O clima no Brasil é de pessimismo generalizado. Apesar da política antiinflacionária aplicada pelo ministro Bresser Pereira, a inflação repicou para patamares bem acima dos esperados; a renegociação da dívida externa, reconhecida como um dos maiores constrangimentos da economia, não dá sinais de chegar a um bom termo; os assalariados sentem pesada a perda de poder aquisitivo, que será agravada pelo reajuste do recolhimento do imposto de renda na fonte; os indicadores de nível de atividade mostram que o desaquecimento tende a se aprofundar; e os desequilíbrios orçamentários públicos não são efetivamente controlados.
Uma análise fria da situação econômica do Brasil não mostra, de fato, resultados animadores, principalmente em relação às perspectivas de crescimento a longo prazo, como apontado neste mesmo espaço nas duas últimas semanas. A prosseguir na atual tendência, a economia brasileira deverá sofrer forte desaceleração em sua taxa histórica de crescimento.
Contudo, os indicadores de curto prazo não podem ser extrapolados simplisticamente. A inflação está atingindo um patamar alto em relação às expectativas iniciais; mas, por outro lado, a demanda está desaquecida, o que estava previsto no plano de estabilização do ministro Bresser, e ajudará a evitar um desgarramento do patamar de 8% ao mês.
O restante do ano será certamente marcado por uma contração; mas isso não significa dizer que seja impossível o reinício de uma expansão moderada, a partir do início de 1988, caso a inflação se estabilize efetivamente. Para que isso ocorra, no entanto, é preciso atentar para as pressões de custos dentro do setor produtivo.
É comum ouvir a alegação de que, face à grande queda nos salários reais ocorrida desde o último trimestre de 1986 (certamente superior a 30%), abriu-se a possibilidade de ganhos na margem de lucro dos empresários. Desta forma, prossegue o raciocínio, não há como justificar os aumentos de preços reivindicados por vários setores industriais, em alguns casos superiores a 40%; tratar-se-iam apenas de pressões objetivando uma certa margem de segurança no caso de um novo congelamento de preços.
Em realidade, e o governo deve atentar cuidadosamente para este fato, vários setores sofrem consideráveis pressões de custos. Importantes insumos industriais, alguns ofertados pelo setor público, tiveram fortes elevações de preços durante o período de congelamento. Aço, energia elétrica e combustível são alguns exemplos. Além disso, os componentes importados sofreram majorações a partir da política cambial adotada.
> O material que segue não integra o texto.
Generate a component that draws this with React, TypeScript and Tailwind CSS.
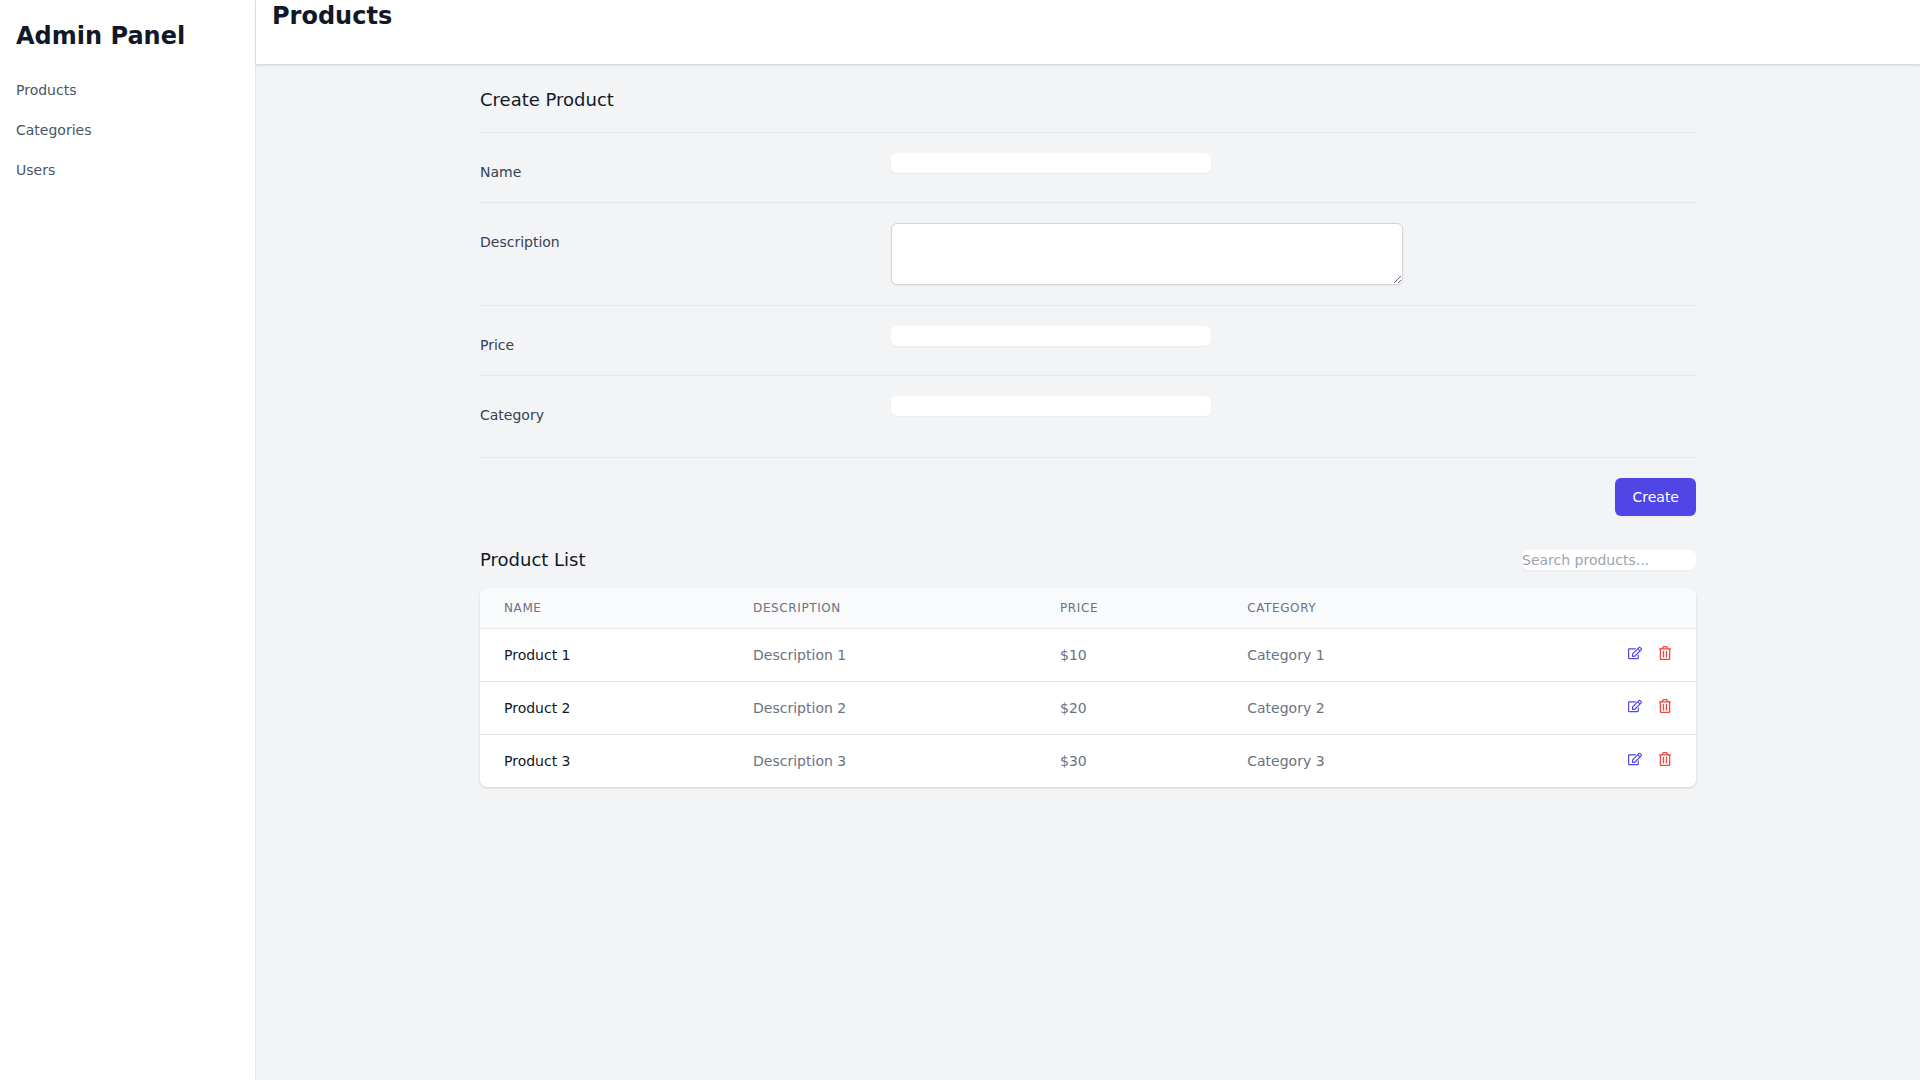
import { FaRegEdit, FaRegTrashAlt } from "react-icons/fa";

const products = [
  { name: "Product 1", description: "Description 1", price: "$10", category: "Category 1" },
  { name: "Product 2", description: "Description 2", price: "$20", category: "Category 2" },
  { name: "Product 3", description: "Description 3", price: "$30", category: "Category 3" },
];

const Field = ({ label }: { label: string }) => (
  <div className="grid grid-cols-3 items-start gap-4 border-t border-[#e5e7eb] pt-5">
    <label className="mt-px block pt-2 text-sm font-medium text-[#374151]">{label}</label>
    <div className="col-span-2 mt-0">
      <input type="text" className="block w-full max-w-xs rounded-md bg-white text-sm shadow-xs" />
    </div>
  </div>
);

const App = () => {
  return (
    <div className="flex h-screen bg-[#f3f4f6] font-['DejaVu_Sans',sans-serif] antialiased">
      <aside className="w-64 shrink-0 border-r border-[#e5e7eb] bg-white">
        <div className="px-4 py-5">
          <h1 className="text-2xl font-bold text-[#111827]">Admin Panel</h1>
        </div>
        <nav className="flex flex-col gap-1">
          {["Products", "Categories", "Users"].map((item) => (
            <a key={item} href="#" className="block px-4 py-2 text-sm text-[#4b5563]">
              {item}
            </a>
          ))}
        </nav>
      </aside>
      <div className="flex min-w-0 flex-1 flex-col">
        <header className="h-16 shrink-0 bg-white px-4 shadow-[0_1px_3px_0_rgb(0_0_0/0.1),0_1px_2px_0_rgb(0_0_0/0.06)]">
          <h2 className="text-2xl font-bold text-[#111827]">Products</h2>
        </header>
        <main className="flex-1 overflow-auto">
          <div className="mx-auto max-w-7xl px-8 pt-[22px] pb-6">
            <h3 className="text-lg font-medium text-[#111827]">Create Product</h3>
            <div className="mt-[18px] space-y-5">
              <Field label="Name" />
              <div className="grid grid-cols-3 items-start gap-4 border-t border-[#e5e7eb] pt-5">
                <label className="mt-px block pt-2 text-sm font-medium text-[#374151]">Description</label>
                <div className="col-span-2">
                  <textarea rows={3} className="block w-full max-w-lg rounded-md border border-[#d1d5db] bg-white text-sm shadow-xs" />
                </div>
              </div>
              <Field label="Price" />
              <Field label="Category" />
            </div>
            <div className="mt-8 border-t border-[#e5e7eb] pt-5">
              <div className="flex justify-end">
                <button className="rounded-md border border-transparent bg-[#4f46e5] px-4 py-2 text-sm font-medium text-white shadow-xs">
                  Create
                </button>
              </div>
            </div>
            <div className="mt-[30px]">
              <div className="flex items-center justify-between">
                <h3 className="text-lg font-medium text-[#111827]">Product List</h3>
                <input
                  type="text"
                  placeholder="Search products..."
                  className="block rounded-md bg-white text-sm shadow-xs placeholder:text-[#9ca3af]"
                />
              </div>
              <div className="mt-3.5 overflow-hidden rounded-lg shadow-[0_1px_3px_0_rgb(0_0_0/0.1),0_1px_2px_0_rgb(0_0_0/0.06)]">
                <table className="min-w-full divide-y divide-[#e5e7eb]">
                  <thead className="bg-[#f9fafb]">
                    <tr>
                      {["Name", "Description", "Price", "Category"].map((col) => (
                        <th key={col} className="px-6 py-3 text-left text-xs font-medium tracking-wider text-[#6b7280] uppercase">
                          {col}
                        </th>
                      ))}
                      <th className="px-6 py-3" />
                    </tr>
                  </thead>
                  <tbody className="divide-y divide-[#e5e7eb] bg-white">
                    {products.map((p) => (
                      <tr key={p.name}>
                        <td className="px-6 py-4 text-sm font-medium whitespace-nowrap text-[#111827]">{p.name}</td>
                        <td className="px-6 py-4 text-sm whitespace-nowrap text-[#6b7280]">{p.description}</td>
                        <td className="px-6 py-4 text-sm whitespace-nowrap text-[#6b7280]">{p.price}</td>
                        <td className="px-6 py-4 text-sm whitespace-nowrap text-[#6b7280]">{p.category}</td>
                        <td className="px-6 py-4 text-right text-sm font-medium whitespace-nowrap">
                          <a href="#" className="inline-block text-[#4f46e5]">
                            <FaRegEdit />
                          </a>
                          <a href="#" className="ml-4 inline-block text-[#ef4444]">
                            <FaRegTrashAlt />
                          </a>
                        </td>
                      </tr>
                    ))}
                  </tbody>
                </table>
              </div>
            </div>
          </div>
        </main>
      </div>
    </div>
  );
};

export default App;
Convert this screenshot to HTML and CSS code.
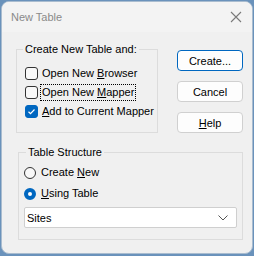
FILE: index.html
```html
<!DOCTYPE html>
<html>
<head>
<meta charset="utf-8">
<link rel="stylesheet" href="styles.css">
</head>
<body>
<div class="window">
  <div class="titlebar">
    <span class="title">New Table</span>
    <svg class="close" width="12" height="12" viewBox="0 0 12 12"><path d="M1 1 L11 11 M11 1 L1 11" stroke="#7a7a7a" stroke-width="1.1" fill="none"/></svg>
  </div>
  <div class="content">
    <div class="top">
      <fieldset class="group g1">
        <legend>Create New Table and:</legend>
        <div class="row"><span class="cb"></span><span class="lbl">Open New <u>B</u>rowser</span></div>
        <div class="row"><span class="cb"></span><span class="lbl focus">Open New <u>M</u>apper</span></div>
        <div class="row"><span class="cb on"><svg width="13" height="13" viewBox="0 0 13 13"><path d="M3.5 6.8 L5.5 8.7 L9.5 4.5" stroke="#fff" stroke-width="1.2" fill="none"/></svg></span><span class="lbl"><u>A</u>dd to Current Mapper</span></div>
      </fieldset>
      <div class="buttons">
        <div class="btn default">Create...</div>
        <div class="btn">Cancel</div>
        <div class="btn"><u>H</u>elp</div>
      </div>
    </div>
    <fieldset class="group g2">
      <legend>Table Structure</legend>
      <div class="row r"><span class="radio"></span><span class="lbl">Create <u>N</u>ew</span></div>
      <div class="row r"><span class="radio on"></span><span class="lbl"><u>U</u>sing Table</span></div>
      <div class="combo"><span>Sites</span><svg width="10" height="6" viewBox="0 0 10 6"><path d="M0.5 0.5 L5 5 L9.5 0.5" stroke="#555" stroke-width="1" fill="none"/></svg></div>
    </fieldset>
  </div>
</div>
</body>
</html>
```
FILE: styles.css
```css
html, body {
  margin: 0;
  padding: 0;
}
body {
  background: #6a92bb;
  padding: 1px 1px 2px 1px;
  height: 256px;
  box-sizing: border-box;
  font-family: "Liberation Sans", Arial, sans-serif;
  font-size: 11px;
  color: #000;
}
.window {
  width: 252px;
  height: 253px;
  box-sizing: border-box;
  background: #f0f0f0;
  border-radius: 8px;
  border: 1px solid #a9bccf;
  overflow: hidden;
}
.titlebar {
  height: 30px;
  background: #f3f3f3;
  display: flex;
  align-items: center;
  justify-content: space-between;
  padding: 0 10px 0 9px;
}
.title {
  color: #8a8a8a;
  font-size: 11px;
}
.close {
  display: block;
}
.content {
  padding: 9px 0 0 0;
}
.top {
  display: flex;
  align-items: flex-start;
}
.group {
  border: 1px solid #dcdcdc;
  box-sizing: border-box;
  min-width: 0;
}
.group legend {
  padding: 0 2px;
  line-height: 16px;
}
.g1 {
  margin: 0 0 0 14px;
  width: 142px;
  height: 92px;
  padding: 7px 0 0 8px;
}
.g1 legend {
  margin-left: -2px;
}
.row {
  display: flex;
  align-items: center;
  height: 19px;
}
.cb {
  width: 13px;
  height: 13px;
  box-sizing: border-box;
  border: 1px solid #333;
  border-radius: 3px;
  background: #f8f8f8;
  margin-right: 2px;
  flex: none;
}
.cb.on {
  background: #0067c0;
  border-color: #0067c0;
}
.cb.on svg {
  display: block;
  margin: -1px;
}
.lbl {
  padding: 0 1px;
  line-height: 15px;
  border: 1px solid transparent;
  white-space: nowrap;
}
.lbl.focus {
  border: 1px dotted #000;
}
.buttons {
  margin-left: 19px;
  margin-top: 9px;
  display: flex;
  flex-direction: column;
  gap: 10px;
}
.btn {
  width: 66px;
  height: 21px;
  box-sizing: border-box;
  border: 1px solid #d0d0d0;
  border-radius: 4px;
  background: #fdfdfd;
  display: flex;
  align-items: center;
  justify-content: center;
}
.btn.default {
  border: 1px solid #0067c0;
  box-shadow: inset 0 0 0 1px #fff;
}
.g2 {
  margin: 11px 0 0 16px;
  width: 225px;
  height: 96px;
  padding: 2px 5px 0 5px;
}
.g2 legend {
  margin-left: 2px;
}
.row.r {
  height: 21px;
}
.radio {
  width: 12px;
  height: 12px;
  box-sizing: border-box;
  border: 1px solid #333;
  border-radius: 50%;
  background: #f8f8f8;
  margin-right: 3px;
  flex: none;
}
.radio.on {
  border: 4px solid #0067c0;
  background: #fff;
}
.combo {
  margin-top: 3px;
  height: 21px;
  box-sizing: border-box;
  background: #fff;
  border: 1px solid #cfcfcf;
  border-radius: 2px;
  display: flex;
  align-items: center;
  justify-content: space-between;
  padding: 0 8px 0 2px;
}
.combo svg {
  display: block;
}
```
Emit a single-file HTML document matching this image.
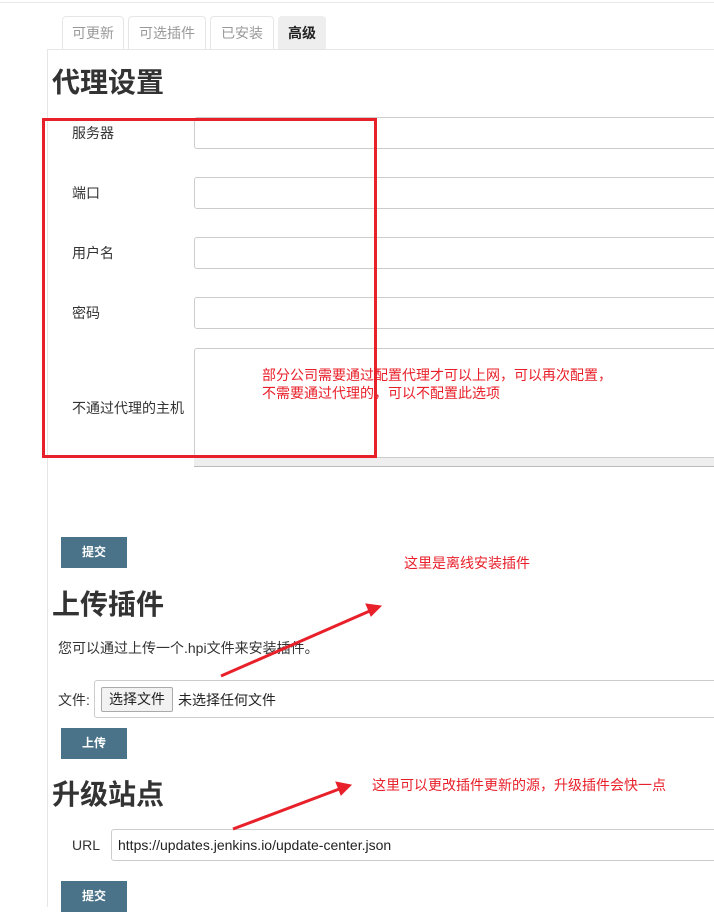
<!DOCTYPE html>
<html><head><meta charset="utf-8"><style>
body{margin:0;width:714px;height:907px;overflow:hidden;background:#fff;position:relative;font-family:"Liberation Sans","Noto Sans CJK SC",sans-serif;color:#333}
.a{position:absolute}
.tab{position:absolute;top:16px;height:33px;border:1px solid #e6e6e6;border-bottom:none;border-radius:4px 4px 0 0;color:#999;font-size:14px;line-height:33px;text-align:center;box-sizing:border-box}
h2{position:absolute;margin:0;font-size:28px;font-weight:bold;color:#333;left:52px;line-height:32px}
.lbl{position:absolute;font-size:14px;color:#333;left:72px}
.in{position:absolute;left:194px;width:530px;height:32px;border:1px solid #ccc;border-radius:3px;box-sizing:border-box;background:#fff}
.btn{position:absolute;left:61px;width:66px;height:31px;background:#4a7389;color:#fff;font-size:12px;font-weight:bold;line-height:31px;text-align:center}
.red{position:absolute;color:#e8202a;font-size:14px;line-height:18px}
</style></head><body>
<div class="a" style="left:0;top:2px;width:714px;height:1px;background:#e8e8e8"></div>
<div class="tab" style="left:62px;width:62px">可更新</div>
<div class="tab" style="left:128px;width:78px">可选插件</div>
<div class="tab" style="left:210px;width:64px">已安装</div>
<div class="tab" style="left:278px;width:48px;background:#eee;color:#222;font-weight:bold;border-color:#eee">高级</div>
<div class="a" style="left:47px;top:49px;width:667px;height:1px;background:#e6e6e6"></div>
<div class="a" style="left:47px;top:49px;width:1px;height:858px;background:#e6e6e6"></div>
<h2 style="top:67px">代理设置</h2>
<div class="lbl" style="top:123px">服务器</div>
<div class="lbl" style="top:183px">端口</div>
<div class="lbl" style="top:243px">用户名</div>
<div class="lbl" style="top:303px">密码</div>
<div class="lbl" style="top:398px">不通过代理的主机</div>
<div class="in" style="top:117px"></div>
<div class="in" style="top:177px"></div>
<div class="in" style="top:237px"></div>
<div class="in" style="top:297px"></div>
<div class="in" style="top:348px;height:110px"></div>
<div class="a" style="left:194px;top:458px;width:520px;height:8px;background:#eee;border-bottom:1px solid #bbb"></div>
<div class="a" style="left:42px;top:118px;width:335px;height:340px;border:3px solid #e8202a;box-sizing:border-box"></div>
<div class="red" style="left:262px;top:366px">部分公司需要通过配置代理才可以上网，可以再次配置，<br>不需要通过代理的，可以不配置此选项</div>
<div class="btn" style="top:537px">提交</div>
<div class="red" style="left:404px;top:554px">这里是离线安装插件</div>
<h2 style="top:589px">上传插件</h2>
<div class="a" style="left:58px;top:638px;font-size:14px">您可以通过上传一个.hpi文件来安装插件。</div>
<div class="a" style="left:58px;top:690px;font-size:14px">文件:</div>
<div class="in" style="left:94px;top:680px;height:38px;width:630px"></div>
<div class="a" style="left:101px;top:687px;width:72px;height:25px;border:1px solid #aaa;border-radius:2px;background:#f2f2f2;box-sizing:border-box;font-size:14px;line-height:23px;text-align:center;color:#222">选择文件</div>
<div class="a" style="left:178px;top:690px;font-size:14px;color:#222">未选择任何文件</div>
<div class="btn" style="top:728px">上传</div>
<h2 style="top:779px">升级站点</h2>
<div class="red" style="left:372px;top:776px">这里可以更改插件更新的源，升级插件会快一点</div>
<div class="a" style="left:72px;top:837px;font-size:14px">URL</div>
<div class="in" style="left:111px;top:829px;height:32px;width:620px"></div>
<div class="a" style="left:118px;top:837px;font-size:14px;color:#222">https://updates.jenkins.io/update-center.json</div>
<div class="btn" style="top:881px">提交</div>
<svg class="a" style="left:0;top:0" width="714" height="907">
<g stroke="#e8202a" stroke-width="3" fill="#e8202a">
<line x1="221" y1="676" x2="372" y2="610"/>
<polygon points="381,606 366,604 371,616" stroke-width="1"/>
<line x1="233" y1="829" x2="342" y2="788"/>
<polygon points="351,785 336,782 341,795" stroke-width="1"/>
</g></svg>
</body></html>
E houve ainda os efeitos da redução do volume de vendas em 1987, gerando impactos altistas nos custos fixos das empresas.
Assim, nota-se que o impacto da política econômica adotada nos últimos meses foi muito desigual para diferentes setores da economia. Favoreceu o setor produtivo estatal e os exportadores líquidos. Os demais acham-se fortemente pressionados por elevações de custos, podendo, portanto, dar início a uma nova espiral inflacionária.
Este é o maior desafio para estabilizar a inflação, ou seja, reajustar preços relativos dentro da margem de cerca de 3%, determinada pela diferença entre a variação da URP (5%) e a meta de 8%. Boa sorte à Seap.
MARCOS CINTRA CAVALCANTI DE ALBUQUERQUE, 41, Doutor pela Universidade de Harvard (EUA), diretor de Escola de Administração de Empresas de São Paulo da Fundação Getulio Vargas e consultor econômico desta Folha.